So I grew up with this great love of music, but no real talent, and this great love of technology, where I showed a lot of promise. Jim Peterson, the vocational electricity instructor at Crown High School in Carpentersville, Illinois, was another big influence. He allowed me to take his Junior-year fundamentals classes during my Sophomore year and the Senior-year advanced classes during my Junior year, then return as a lab assistant in lieu of study halls during my Senior year. Also during both my Junior and Senior years, we used my stereo (I had the loudest stereo in Carpentersville) for sound reinforcement for the school musicals (Brigadoon one year, Kismet the next). I discovered that my favorite place to be was where the two great loves of my life, music and technology, came together.
I had problems with college. As a Freshman at the
Milwaukee School of Engineering, I wasn't allowed to "CLEP out" of the
basic electricity course. It was the same course, with the same
textbook, I'd aced in my sophomore year at Crown. This contributed to
my attitude problem. Lab periods were spent in the classroom (things
have probably changed by now - this was 1967): the instructor would
bring in a cart with the equipment and demonstrate the experiment, from
which we were to write a lab report. My attitude was "you did the
experiment, you write the report. I'll write a report when I get to do
the experiment." Lab reports were 50% of the grade, so I flunked... but
it was a moral victory...
I managed to get into Elgin Community College for the 1968-1969 school year. There, I was told that I could have skipped basic electricity had I come there straight from Crown, but since I had failed the course (same book, by the way) at Milwaukee, I had to take it over. Elgin had a real lab, though, and Mr. Green was an understanding instructor. I had a bench at the back of the room where I could do anything I wanted, as long as I wrote up a good lab report on it. I built a stereo amplifier and an FM tuner.

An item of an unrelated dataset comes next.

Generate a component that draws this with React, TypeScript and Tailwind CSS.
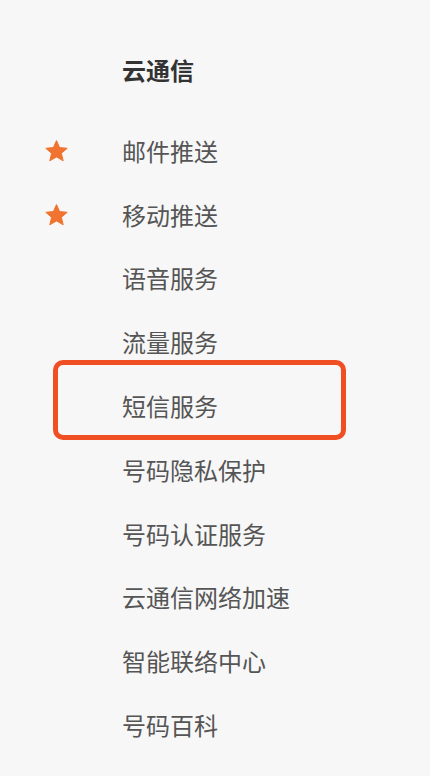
const items = [
  { label: "邮件推送", starred: true },
  { label: "移动推送", starred: true },
  { label: "语音服务" },
  { label: "流量服务" },
  { label: "短信服务", highlighted: true },
  { label: "号码隐私保护" },
  { label: "号码认证服务" },
  { label: "云通信网络加速" },
  { label: "智能联络中心" },
  { label: "号码百科" },
];

function Star() {
  return (
    <svg width="25" height="23" viewBox="0 0 24 23" className="block">
      <path
        d="M12 0.6l3.1 7 7.6 0.7-5.8 5 1.8 7.5L12 16.9l-6.7 3.9 1.8-7.5-5.8-5 7.6-0.7z"
        fill="#f07430"
        stroke="#f07430"
        strokeWidth="1"
        strokeLinejoin="round"
      />
    </svg>
  );
}

export default function App() {
  return (
    <div
      className="min-h-screen w-full overflow-hidden bg-[#f7f7f7] pt-[39px]"
      style={{ fontFamily: '"Noto Sans", "Noto Sans CJK SC", sans-serif' }}
    >
      <div className="flex h-16 items-center pl-[122px] text-[24px] font-bold text-[#333]">
        云通信
      </div>

      <ul className="mt-[17px]">
        {items.map((item) => (
          <li key={item.label} className="relative flex h-[63.8px] items-center">
            <div className="flex w-[122px] shrink-0 items-center pl-[44px]">
              {item.starred && <Star />}
            </div>
            <span className="text-[24px] text-[#555]">{item.label}</span>
            {item.highlighted && (
              <div className="absolute left-[53px] top-[-15px] h-[80px] w-[293px] rounded-[10px] border-[5px] border-[#f04e23]" />
            )}
          </li>
        ))}
      </ul>
    </div>
  );
}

In early July of 1969, I got a letter:
"The President of the United States to
John K. Emerson
Greeting
You are hereby ordered to report, on the 30th day of July, 1969, for induction into the Armed Forces of the United States of America...."
It wasn't a big surprise - I knew my "moral victory" at Milwaukee had cost me my student deferrment.

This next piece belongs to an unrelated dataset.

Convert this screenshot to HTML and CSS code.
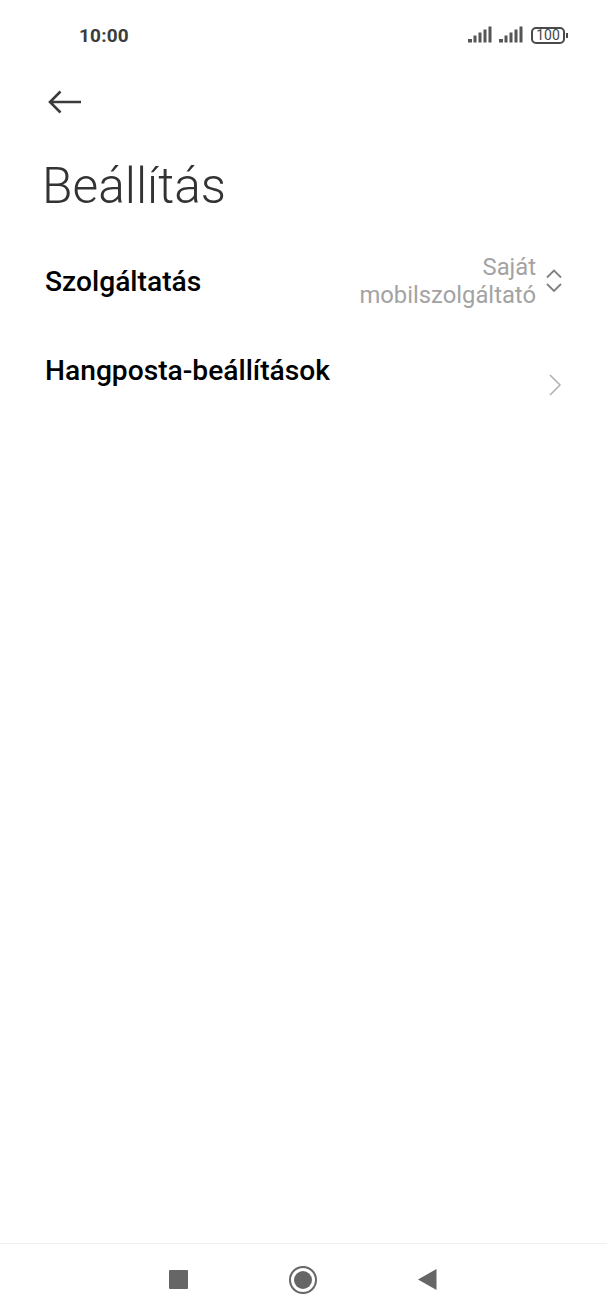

Drafted! Well, I didn't want to go into the Army, go to Viet Nam and get shot at, so I fooled them... On the 28th day of July, 1969, I was in my Navy recruiter's office saying "I, John Emerson, do solemnly swear..." they can't draft you if you're already in.
The Navy made an Interior Communications Technician out of me. IC's take care of public address, telephone communications, intercoms, and anything else electrical that nobody else wants. "Please don't throw me into that briar patch!"

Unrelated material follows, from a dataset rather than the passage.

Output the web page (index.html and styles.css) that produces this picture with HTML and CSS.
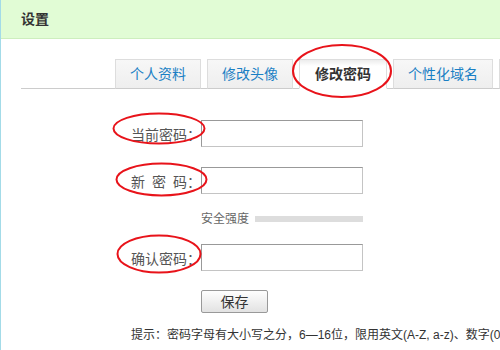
FILE: index.html
```html
<!DOCTYPE html>
<html lang="zh-CN">
<head>
  <meta charset="UTF-8">
  <title>设置</title>
  <link rel="stylesheet" href="styles.css">
</head>
<body>
  <div class="page">
    <div class="header">设置</div>
    <div class="main">
      <div class="tabs">
        <a class="tab">个人资料</a>
        <a class="tab">修改头像</a>
        <a class="tab active">修改密码</a>
        <a class="tab">个性化域名</a>
        <a class="tab">隐私</a>
      </div>
      <form class="form">
        <div class="row">
          <label class="label">当前密码：</label>
          <input class="input" type="password">
        </div>
        <div class="row">
          <label class="label">新&ensp;密&ensp;码：</label>
          <input class="input" type="password">
        </div>
        <div class="row strength">
          <span class="label"></span>
          <span class="strength-text">安全强度</span>
          <span class="strength-bar"></span>
        </div>
        <div class="row">
          <label class="label">确认密码：</label>
          <input class="input" type="password">
        </div>
        <div class="row submit">
          <span class="label"></span>
          <button class="btn" type="button">保存</button>
        </div>
        <p class="hint">提示：密码字母有大小写之分，6—16位，限用英文(A-Z, a-z)、数字(0-9)和特殊字符</p>
      </form>
    </div>

    <!-- red annotation circles -->
    <svg class="marks" width="500" height="350" viewBox="0 0 500 350">
      <ellipse cx="342" cy="71" rx="49" ry="26" />
      <ellipse cx="159" cy="128.5" rx="45.5" ry="15" />
      <ellipse cx="161.5" cy="179.5" rx="45" ry="16" />
      <ellipse cx="159" cy="254" rx="41.5" ry="18.5" />
    </svg>
  </div>
</body>
</html>
```

FILE: styles.css
```css
body {
  margin: 0;
  padding: 0;
  background: #fff;
  font-family: "Liberation Sans", "Noto Sans CJK SC", sans-serif;
  color: #333;
  overflow: hidden;
}
.page {
  position: relative;
  width: 499px;
  height: 350px;
  border-left: 1px solid #a3dbe8;
  overflow: hidden;
}
.header {
  height: 38px;
  line-height: 38px;
  padding-left: 20px;
  background: #e1fcd5;
  border-bottom: 1px solid #cdeebe;
  font-size: 14px;
  font-weight: bold;
  color: #333;
}
.main {
  margin-left: 20px;
}
.tabs {
  display: flex;
  gap: 6px;
  margin-top: 20px;
  padding-left: 94px;
  border-bottom: 1px solid #ccc;
  white-space: nowrap;
}
.tab {
  display: block;
  flex-shrink: 0;
  height: 28px;
  line-height: 28px;
  padding: 0 14px;
  margin-bottom: -1px;
  border: 1px solid #ddd;
  border-bottom-color: #ccc;
  background: linear-gradient(to bottom, #f7f7f7, #eeeeee);
  font-size: 14px;
  color: #1a7fc4;
}
.tab.active {
  background: linear-gradient(to bottom, #ececec 0, #fff 6px, #fff);
  border-bottom-color: #fff;
  font-weight: bold;
  color: #333;
  padding: 0 15px;
}
.form {
  margin: 31px 0 0;
}
.row {
  display: flex;
  align-items: center;
  margin-bottom: 20px;
}
.label {
  width: 180px;
  flex-shrink: 0;
  text-align: right;
  font-size: 14px;
  color: #555;
}
.input {
  box-sizing: border-box;
  width: 162px;
  height: 27px;
  padding: 0 4px;
  border: 1px solid #c4c4c4;
  border-top-color: #999;
  border-left-color: #999;
  background: #fff;
  outline: none;
}
.strength {
  height: 12px;
  margin-top: -1px;
  margin-bottom: 19px;
}
.strength-text {
  font-size: 12px;
  line-height: 12px;
  color: #666;
}
.strength-bar {
  width: 108px;
  height: 6px;
  margin-left: 6px;
  background: #ddd;
}
.submit {
  margin-top: -1px;
}
.btn {
  width: 67px;
  height: 23px;
  padding: 0;
  border: 1px solid #999;
  border-radius: 2px;
  background: linear-gradient(to bottom, #fefefe, #e2e2e2);
  font-family: "Noto Sans CJK SC", sans-serif;
  font-size: 14px;
  line-height: 21px;
  color: #333;
}
.hint {
  margin: -6px 0 0 110px;
  font-size: 12px;
  line-height: 16px;
  color: #333;
  white-space: nowrap;
}
.marks {
  position: absolute;
  top: 0;
  left: -1px;
  pointer-events: none;
}
.marks ellipse {
  fill: none;
  stroke: #e8131a;
  stroke-width: 2;
}
```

They sent me to the USS Oklahoma City - the 7th Fleet Flagship. I was going to Viet Nam (part of the 7th Fleet's territory), but I was going in style. The "Okie Boat" was 610 feet long, 65 feet wide, 7 stories tall, weighed 44,000 tons and carried a crew (including the Admiral and his staff) of over 1200 people. The Admiral we carried was the guy who decides where each ship in the fleet is going to be at any given time. You can bet the ship he's on is usually going to be someplace nice. It was good duty.
Part of the Admiral's staff was the 7th Fleet Band. Not just a marching band, they could configure as a dance band, a jazz band, a concert band or even a jazz-rock combo. It wasn't too long before I was back in my favorite place, where the music and the technology come together, as principle sound technician for the 7th Fleet Band. It was supposed to be a rotating gig, but they asked for me.
Military issue sound gear, back then, was big, heavy, rugged and barely useable. But our "home port" was Yokosuka, Japan. Yokosuka (pronounced Yo KO ska - the u is silent and the accent is on the second syllable) is about a half-hour train ride (they have excellent public transportation) from Akihabara. Akihabara is a district of Tokyo I like to think of as "transistor heaven." The train station is surrounded by about eight square blocks of nothing but electronics stores. You could get any kind of electronic part you wanted.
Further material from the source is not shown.